Termination or Mutual Separation?

Sun, 15 Sep 2013

 A look at what happens when decisions to terminate an employee overlap with a mutual separation.

It is well known that an employment contract can be brought to an end in a number of ways; by dismissal by the employer, notice given by the employee or an employee’s acceptance of a repudiatory breach, frustration, expiry, or mutual agreement. In cases where it is suggested that there was a mutual agreement Employment Tribunals will always carefully scrutinise that suggestion, but they do not always get it right. The June 2013 EAT decision in Francis v Pertemps Recruitment (Appeal No: UKEATS/0003/13/BI) is the most recent high profile example of a failure by an Employment Tribunal to do just that.

Most commonly the scrutiny of a suggested mutual agreement or mutual separation arises in situations in which an employer has given an employee the choice to ‘leave before they are pushed’. The leading authority on this point is Sheffield v Oxford Controls Company [1979] IRLR 133 in which it was held that if an employee chooses to leave consensually, but only because of the threat that they will be dismissed if they do not leave, then this is no real choice at all. The causative link to the ending of the employment contract is the threat, and therefore despite the employee ‘choosing’ to leave it will be considered a termination. In Sheffield v Oxford Controls Company Arnold J made clear, however, that if the threat is not causative and an employee consents to go and is genuinely willing to go on terms that have been agreed, perhaps because they are advantageous, then the threat is no longer causative, and there will not be deemed to be a dismissal. Such a case would therefore be a consensual or mutual separation.

The case of Frances v Pertemps also involved a choice being put to the Claimant, but a different kind of choice. The Claimant was employed by the Respondent employment agency, which placed him in work with a specific client. His contract specified the client and the site and did not, rather unusually, allow for him to be moved. After over two years of the Claimant working for that client they decided that they no longer needed to use the agency’s services and therefore the Claimant could no longer be placed there by the agency. The Claimant was given a choice of two options by his employer; either he could have two weeks notice and the agency would continue to look for work for him elsewhere, or he could have two weeks notice and a redundancy payment.

The Claimant initially chose the first option, and then later changed his mind and chose the second option. After each choice he received a letter confirming his two weeks notice pay and after the second choice he was given the opportunity to ‘appeal the decision to terminate his employment’. Despite this the employer still argued, and the ET found, that the Claimant had chosen to leave rather than accept the offer of the agency looking for new work, and therefore there had been a mutual separation.

The EAT reversed this decision, finding that the offer on behalf of the agency to look for alternative work would have amounted to offering a new contract because his contract of employment only provided for him to work on the original site. It therefore held that the original contract of employment to work for the specified client was terminated and he was accordingly dismissed. The Claimant was given a choice, but his choice did not relate to the termination or end of his original contract, his choice only extended to what he wanted to do following that termination. The EAT drew a clear distinction between the definition of dismissal in s95 Employment Rights Act 1996, which involves the termination of the contract under which the individual is employed, and the entitlement to a redundancy payment under s138, which is dependent upon the employment relationship coming to an end. The focus for determining whether there has been a termination or dismissal is not on whether the individual remains in employment with the employer, but whether the specific contract is terminated. It is therefore not enough that the employee is given a choice; the choice must be a relevant choice.

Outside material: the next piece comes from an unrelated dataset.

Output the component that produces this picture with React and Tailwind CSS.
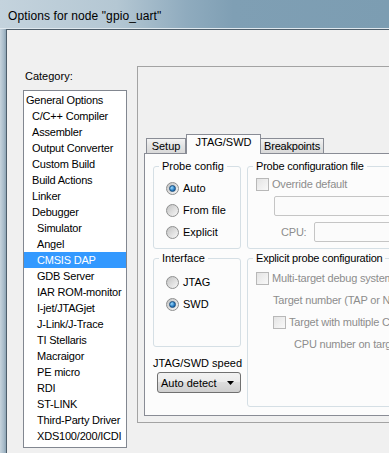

In this case a choice of whether to remain in an employment relationship with the employer was not enough to give rise to a mutual separation. The ET should have undertaken a more careful examination of the choice, because if the choice does not relate to whether the contract is terminated (and in this case it couldn’t have done) then there will be a termination by the employer.

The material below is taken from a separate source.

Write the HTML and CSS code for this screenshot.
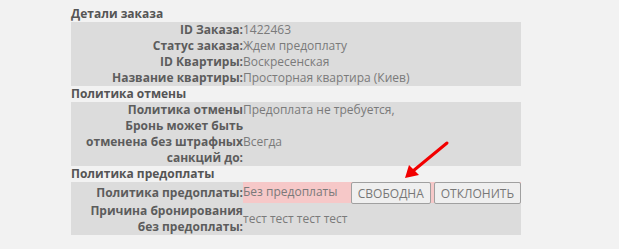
FILE: index.html
```html
<!DOCTYPE html>
<html lang="ru">
<head>
    <meta charset="UTF-8">
    <title>Детали заказа</title>
    <link rel="stylesheet" href="styles.css">
</head>
<body>
    <div class="page">
        <div class="section-title">Детали заказа</div>
        <table class="info">
            <tr><td class="label">ID Заказа:</td><td class="value">1422463</td></tr>
            <tr><td class="label">Статус заказа:</td><td class="value">Ждем предоплату</td></tr>
            <tr><td class="label">ID Квартиры:</td><td class="value">Воскресенская</td></tr>
            <tr><td class="label">Название квартиры:</td><td class="value">Просторная квартира (Киев)</td></tr>
        </table>

        <div class="section-title">Политика отмены</div>
        <table class="info">
            <tr><td class="label">Политика отмены</td><td class="value">Предоплата не требуется,</td></tr>
            <tr><td class="label">Бронь может быть отменена без штрафных санкций до:</td><td class="value middle">Всегда</td></tr>
        </table>

        <div class="section-title">Политика предоплаты</div>
        <table class="info">
            <tr>
                <td class="label">Политика предоплаты:</td>
                <td class="value warn">
                    <div class="warn-row">
                        <span>Без предоплаты</span>
                        <div class="actions">
                            <button class="btn">Свободна</button>
                            <button class="btn">Отклонить</button>
                        </div>
                    </div>
                </td>
            </tr>
            <tr><td class="label">Причина бронирования без предоплаты:</td><td class="value middle">тест тест тест тест</td></tr>
        </table>

        <!-- стрелка-подсказка поверх таблицы -->
        <svg class="arrow" width="60" height="50" viewBox="0 0 60 50">
            <line x1="52" y1="5" x2="18" y2="33" stroke="#f20000" stroke-width="3" stroke-linecap="round"/>
            <polygon points="10,40 14,27 24,37" fill="#f20000"/>
        </svg>
    </div>
</body>
</html>
```

FILE: styles.css
```css
body {
    margin: 0;
    background-color: #f2f2f2;
    font-family: "Open Sans", Arial, sans-serif;
    font-size: 12px;
    line-height: 16px;
    color: #666;
}

.page {
    position: relative;
    width: 450px;
    padding: 6px 0 0 71px;
}

.section-title {
    font-weight: bold;
    color: #555;
    height: 16px;
}

.info {
    width: 450px;
    border-collapse: collapse;
    background-color: #dcdcdc;
}
.info td {
    padding: 0;
}
.label {
    width: 172px;
    text-align: right;
    font-weight: bold;
    color: #5c5c5c;
    vertical-align: middle;
}
.value {
    color: #7a7a7a;
    vertical-align: top;
}
.value.middle {
    vertical-align: middle;
}

.warn {
    background-color: #f6c8c8;
}
.warn-row {
    display: flex;
    justify-content: space-between;
    align-items: flex-start;
    padding-top: 2px;
}
.actions {
    display: flex;
    gap: 3px;
    margin-top: -2px;
    margin-bottom: -1px;
}
.btn {
    height: 22px;
    padding: 0 6px;
    font-family: "Open Sans", Arial, sans-serif;
    font-size: 12px;
    text-transform: uppercase;
    color: #777;
    background-color: #efefef;
    border: 1px solid #a0a0a0;
    border-radius: 2px;
}

.arrow {
    position: absolute;
    left: 395px;
    top: 138px;
}
```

Frances v Pertemps therefore deals with a choice being put to an employee that is different to the more usual threat of dismissal but the option to leave, although not perhaps all that rare in practice. The EAT found that it was effectively a choice between two options that involved dismissal, just on different terms. Such circumstances can only mean that the employer offering the choice intends to dismiss. There is no choice on the key issue of dismissal, and therefore it must be classified as a dismissal rather than a consensual parting or separation.